3, BY MINDY MCGINNIS.

I woke to the sound of wind-chimes. My first thought was to be thankful for the breeze; my second thought was that we didn’t have any wind-chimes any more because my brother tore them down to fight off his recurring migraines.
I opened my eyes and instantly regretted it. My room had become a pinball machine for sunlight, and it bounced off everything, searing my vision and leaving crazy patterns on the backs of my eyelids. I shaded my eyes before opening them again. Grandma always says being prepared is half the battle.
My closet door hung open. Metallic vines had pushed their way out, then snaked up the walls and intertwined on the ceiling while I slept. Copper and silver petals dangled against each other with the breeze from my window in a song that I would’ve found gorgeous if it weren’t so terrifying.

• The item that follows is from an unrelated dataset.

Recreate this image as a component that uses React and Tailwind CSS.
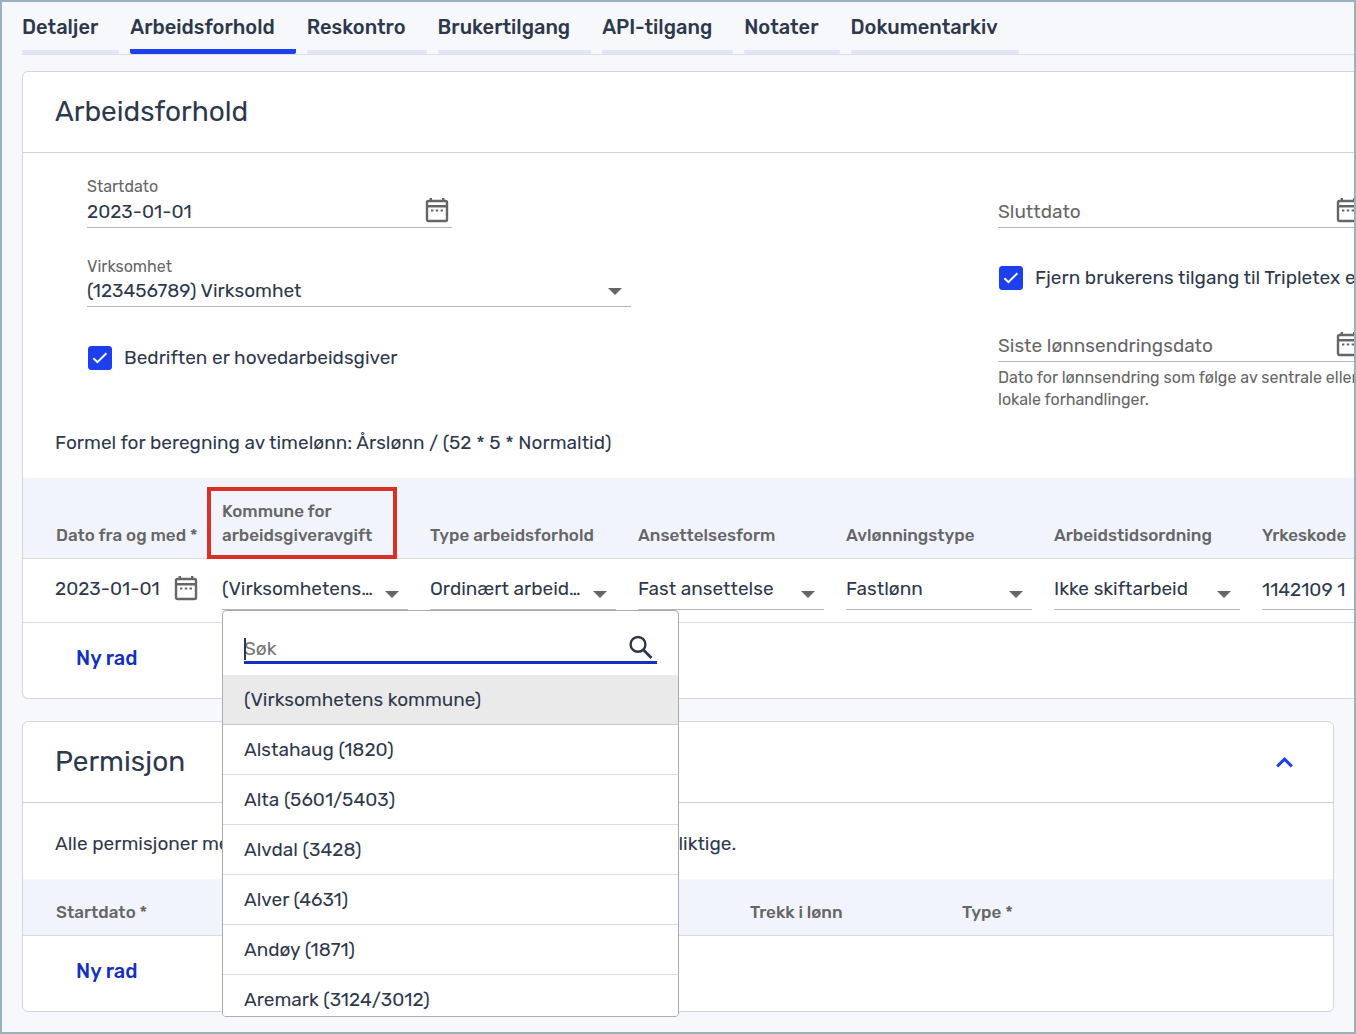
import React from "react";

const TABS = ["Detaljer", "Arbeidsforhold", "Reskontro", "Brukertilgang", "API-tilgang", "Notater", "Dokumentarkiv"];

const MUNICIPALITIES = [
  "(Virksomhetens kommune)",
  "Alstahaug (1820)",
  "Alta (5601/5403)",
  "Alvdal (3428)",
  "Alver (4631)",
  "Andøy (1871)",
  "Aremark (3124/3012)",
];

function CalendarIcon() {
  return (
    <svg viewBox="0 0 24 26" className="h-[26px] w-6" fill="none" aria-hidden="true">
      <rect x="2" y="4" width="20" height="20" rx="1.5" stroke="#666" strokeWidth="2.4" />
      <path d="M2 9.2h20M5.8 1v3M18.2 1v3" stroke="#666" strokeWidth="2.4" />
      <path d="M6 12.4h2.4v2.2H6zM10.8 12.4h2.4v2.2h-2.4zM15.6 12.4H18v2.2h-2.4z" fill="#666" />
    </svg>
  );
}

function Caret() {
  return (
    <svg viewBox="0 0 14 7" className="h-[7px] w-[14px]" aria-hidden="true">
      <path d="M0 0h14L7 7z" fill="#666" />
    </svg>
  );
}

function DateField({ id, label, value, floating }) {
  return (
    <div className="w-[365px]">
      {floating ? (
        <label htmlFor={id} className="block h-5 text-base leading-[22px] text-[#666]">{label}</label>
      ) : (
        <div className="h-5" />
      )}
      <div className="flex h-8 items-center border-b border-[#b5b5b5]">
        <input
          id={id}
          type="text"
          aria-label={label}
          defaultValue={value}
          placeholder={floating ? undefined : label}
          className="min-w-0 flex-1 bg-transparent outline-none placeholder:text-[#666]"
        />
        <button type="button" aria-label={"Velg " + label} className="mr-[3px] mb-[3px]">
          <CalendarIcon />
        </button>
      </div>
    </div>
  );
}

function Checkbox({ id, label }) {
  return (
    <div className="ml-px flex h-6 items-center gap-3">
      <span className="relative size-6 shrink-0">
        <input id={id} type="checkbox" defaultChecked className="peer size-6 appearance-none rounded-[3px] border border-[#666] checked:border-[#1c3ff0] checked:bg-[#1c3ff0]" />
        <svg viewBox="0 0 24 24" className="pointer-events-none absolute inset-0 hidden size-6 peer-checked:block" fill="none" aria-hidden="true">
          <path d="M5.4 12.2l4 4L18.4 7.2" stroke="#fff" strokeWidth="2" />
        </svg>
      </span>
      <label htmlFor={id} className="whitespace-nowrap">{label}</label>
    </div>
  );
}

function CellSelect({ label, value }) {
  return (
    <div className="relative mr-[22px]">
      <select aria-label={label} className="h-[41px] w-full appearance-none truncate border-b border-[#b5b5b5] bg-transparent pr-8 outline-none">
        <option>{value}</option>
      </select>
      <span className="pointer-events-none absolute top-[22px] right-[9px]">
        <Caret />
      </span>
    </div>
  );
}

function MunicipalityMenu() {
  return (
    <div className="absolute top-[51px] left-0 z-10 h-[407px] w-[457px] overflow-hidden rounded border border-[#a9acb5] bg-white">
      <div className="px-[21px] pt-[21px] pb-[11px]">
        <div className="relative flex h-8 items-center border-b-[3px] border-[#1530c0]">
          <span className="absolute top-1.5 left-0 h-[22px] w-0.5 bg-[#2e384d]" />
          <input type="search" aria-label="Søk" placeholder="Søk" className="min-w-0 flex-1 bg-transparent pt-1 outline-none placeholder:text-[#757575]" />
          <svg viewBox="0 0 26 26" className="mr-[3px] size-[26px]" fill="none" stroke="#2e384d" aria-hidden="true">
            <circle cx="10" cy="10.4" r="7.4" strokeWidth="2.4" />
            <path d="M15.3 15.7l8.2 8.2" strokeWidth="2.8" />
          </svg>
        </div>
      </div>
      <ul role="listbox" aria-label="Kommune">
        {MUNICIPALITIES.map((name, i) => (
          <li key={name} role="option" aria-selected={i === 0}>
            <button
              type="button"
              className={
                "flex h-[50px] w-full items-center border-b px-[21px] text-left " +
                (i === 0 ? "border-[#c8c8c8] bg-[#eaeaea]" : "border-[#dcdcdf] bg-white")
              }
            >
              {name}
            </button>
          </li>
        ))}
      </ul>
    </div>
  );
}

function NewRow() {
  return (
    <div className="pt-[23px] pb-7 pl-[53px]">
      <button type="button" className="block text-xl leading-6 font-medium text-[#1530c0]">Ny rad</button>
    </div>
  );
}

const TH = "pb-[11px] text-left align-bottom text-[17px] leading-6 font-medium text-[#666]";

export default function App() {
  return (
    <div className="min-h-screen overflow-hidden border-2 border-[#9bb1be] bg-[#f7f8fc] px-5 pb-5 font-['Rubik','Inter',sans-serif] text-[19px] leading-6 text-[#2e384d]">
      <nav className="-mr-5 flex gap-[11px] border-b border-[#dcdde0]">
        {TABS.map((tab, i) => (
          <a
            key={tab}
            href="#"
            aria-current={i === 1 ? "page" : undefined}
            className={
              "h-[52px] rounded-xs pt-3 pr-[21px] text-xl leading-[26px] font-medium whitespace-nowrap " +
              (i === 1 ? "border-b-[5px] border-[#1c3ff0]" : "border-b-4 border-[#e0e5fa]")
            }
          >
            {tab}
          </a>
        ))}
      </nav>

      <section className="mt-4 w-max min-w-full rounded-md border border-[#d3d5da] bg-white">
        <header className="flex h-[81px] items-center border-b border-[#cfd0d3] px-8">
          <h2 className="text-[28px] leading-8">Arbeidsforhold</h2>
        </header>
        <div className="grid grid-cols-[911px_1fr] pt-[23px] pl-16">
          <div>
            <DateField id="start" label="Startdato" value="2023-01-01" floating />
            <div className="mt-7 w-[544px]">
              <label htmlFor="company" className="block h-5 text-base leading-[22px] text-[#666]">Virksomhet</label>
              <div className="relative">
                <select id="company" className="h-[31px] w-full appearance-none border-b border-[#b5b5b5] bg-transparent pr-10 outline-none">
                  <option>(123456789) Virksomhet</option>
                </select>
                <span className="pointer-events-none absolute top-3 right-[9px]">
                  <Caret />
                </span>
              </div>
            </div>
            <div className="mt-[39px]">
              <Checkbox id="main-employer" label="Bedriften er hovedarbeidsgiver" />
            </div>
          </div>
          <div>
            <DateField id="end" label="Sluttdato" />
            <div className="mt-[38px] mb-5">
              <Checkbox id="remove-access" label="Fjern brukerens tilgang til Tripletex etter sluttdato" />
            </div>
            <DateField id="last-change" label="Siste lønnsendringsdato" />
            <p className="mt-[5px] w-[388px] text-base leading-[22px] text-[#666]">
              Dato for lønnsendring som følge av sentrale eller lokale forhandlinger.
            </p>
          </div>
        </div>
        <p className="mt-5 px-8 pb-[23px]">Formel for beregning av timelønn: Årslønn / (52 * 5 * Normaltid)</p>
        <table className="w-[1863px] table-fixed border-separate border-spacing-0">
          <colgroup>
            <col className="w-[199px]" />
            <col className="w-[208px]" />
            <col className="w-[208px]" />
            <col className="w-[208px]" />
            <col className="w-[208px]" />
            <col className="w-[208px]" />
            <col />
          </colgroup>
          <thead className="bg-[#f1f4fd] [&_th]:border-b [&_th]:border-[#d9dbe0]">
            <tr className="h-[81px]">
              <th className={TH + " pl-[33px]"}>Dato fra og med *</th>
              <th className={TH + " relative"}>
                Kommune for
                <br />
                arbeidsgiveravgift
                <span className="absolute top-[9px] -left-[15px] h-[72px] w-[190px] border-4 border-[#d93025]" />
              </th>
              <th className={TH}>Type arbeidsforhold</th>
              <th className={TH}>Ansettelsesform</th>
              <th className={TH}>Avlønningstype</th>
              <th className={TH}>Arbeidstidsordning</th>
              <th className={TH}>Yrkeskode</th>
            </tr>
          </thead>
          <tbody className="[&_td]:border-b [&_td]:border-[#dcdde0] [&_td]:pt-2.5 [&_td]:align-top">
            <tr className="h-16">
              <td className="pl-8">
                <div className="flex h-10 items-center">
                  <input type="text" aria-label="Dato fra og med" defaultValue="2023-01-01" className="w-[119px] bg-transparent outline-none" />
                  <button type="button" aria-label="Velg dato" className="mb-[3px]">
                    <CalendarIcon />
                  </button>
                </div>
              </td>
              <td className="relative">
                <CellSelect label="Kommune for arbeidsgiveravgift" value="(Virksomhetens kommune)" />
                <MunicipalityMenu />
              </td>
              <td><CellSelect label="Type arbeidsforhold" value="Ordinært arbeidsforhold" /></td>
              <td><CellSelect label="Ansettelsesform" value="Fast ansettelse" /></td>
              <td><CellSelect label="Avlønningstype" value="Fastlønn" /></td>
              <td><CellSelect label="Arbeidstidsordning" value="Ikke skiftarbeid" /></td>
              <td>
                <input type="text" aria-label="Yrkeskode" defaultValue="1142109 1" className="h-[41px] w-[186px] border-b border-[#b5b5b5] bg-transparent outline-none" />
              </td>
            </tr>
          </tbody>
        </table>
        <NewRow />
      </section>

      <section className="mt-[22px] rounded-md border border-[#d3d5da] bg-white">
        <header className="flex h-[81px] items-center justify-between border-b border-[#cfd0d3] px-8">
          <h2 className="text-[28px] leading-8">Permisjon</h2>
          <button type="button" aria-label="Skjul permisjon" className="p-2">
            <svg viewBox="0 0 17 11" className="h-[11px] w-[17px]" fill="none" aria-hidden="true">
              <path d="M1.2 9.3L8.5 2.2l7.3 7.1" stroke="#1c3ff0" strokeWidth="3" />
            </svg>
          </button>
        </header>
        <p className="px-8 pt-[29px] pb-[23px]">
          Alle permisjoner med en varighet på minst 30 dager blir rapporteringspliktige.
        </p>
        <table className="w-full table-fixed border-separate border-spacing-0">
          <colgroup>
            <col className="w-[727px]" />
            <col className="w-[212px]" />
            <col />
          </colgroup>
          <thead className="bg-[#f1f4fd] [&_th]:border-b [&_th]:border-[#d9dbe0]">
            <tr className="h-[57px]">
              <th className={TH + " pl-[33px]"}>Startdato *</th>
              <th className={TH}>Trekk i lønn</th>
              <th className={TH}>Type *</th>
            </tr>
          </thead>
        </table>
        <NewRow />
      </section>
    </div>
  );
}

I jumped out of bed, racing downstairs with the childish hope that if I found an adult and told her then everything would be better. “Gran!” I yelled, busting through the downstairs rooms. “Gran!” The last place I looked was the sunroom, where Grandma started her seeds in the spring.
The ceiling was a mass of metal roots that had punched through the floor of my closet. They inched their way down the wall as I watched, so stunned that I seemed to have grown roots of my own. When they reached a vase and curled around it, smashing the crystal into a thousand shards, that broke my paralysis.
“Gran!” I screamed as I blew out the back door and down to the stream. “Gran, where are you?” There was no answer, and I sprinted down the path, away from the house, back to where I had found the flowers, as if there might be some answer there for me.
I don’t know if I was hoping for some kind of corrosive metal version of Roundup, but my discovery took what little breath I had left in my lungs right out of them.
The massive oak those flowers had been going under was almost impossible to look at. The vein I’d noticed sneaking up the trunk the night before had taken over the entire living system. Where the sun broke through the canopy and dappled the trunk, tiny explosions of light shimmered.
The ground around the base was littered with branches and leaves, too heavy to hold their own weight now that the flowers had infected them.
I dropped to my knees beside one branch and plucked a leaf. It came away with a metallic snick that reminded me of clipping wires with Jamie, when he showed me how to steal the nearest neighbour’s cable. But the leaf in my hand was much heavier than any cord I’d ever held; my hand bowed under the leaf’s weight and it fell, hitting my sandaled feet and making my toes curl up in response.
It was gold. Solid gold. The entire oak that I’d spent so much of my childhood under, spinning dreams and fairy tales, had just turned into a fairy tale of its own. I gathered up as many leaves as I could carry and shuffled back home under their weight.
Once grandma got home, I’d have a lot of explaining to do; the fact that I was now carrying more money than her house was worth might make the explanation go down a little easier.
“Gran,” I called as I pushed through the back door. “Are you home?”
“In here, child,” came her voice, sounding much weaker than usual. I went into the sunroom to find her in a rocker, deflated and half the size I usually thought her to be, staring at the ceiling.
“Gran?” I said softly. “I need to tell you something.”
She sighed. “No, no you don’t. What I see in front of me tells me all there is to know.” She finally looked at me, the resignation in her eyes so dead that not even the glittering spots from my gold leaves were reflected there.
She reached for my hand. “But what is this?”
“Gold, Gran. The old oak in the woods, it’s-”
“No, girl,” she said, turning my hand over and snaking her finger along the molten line that trailed from the leaf cut. “What is this?”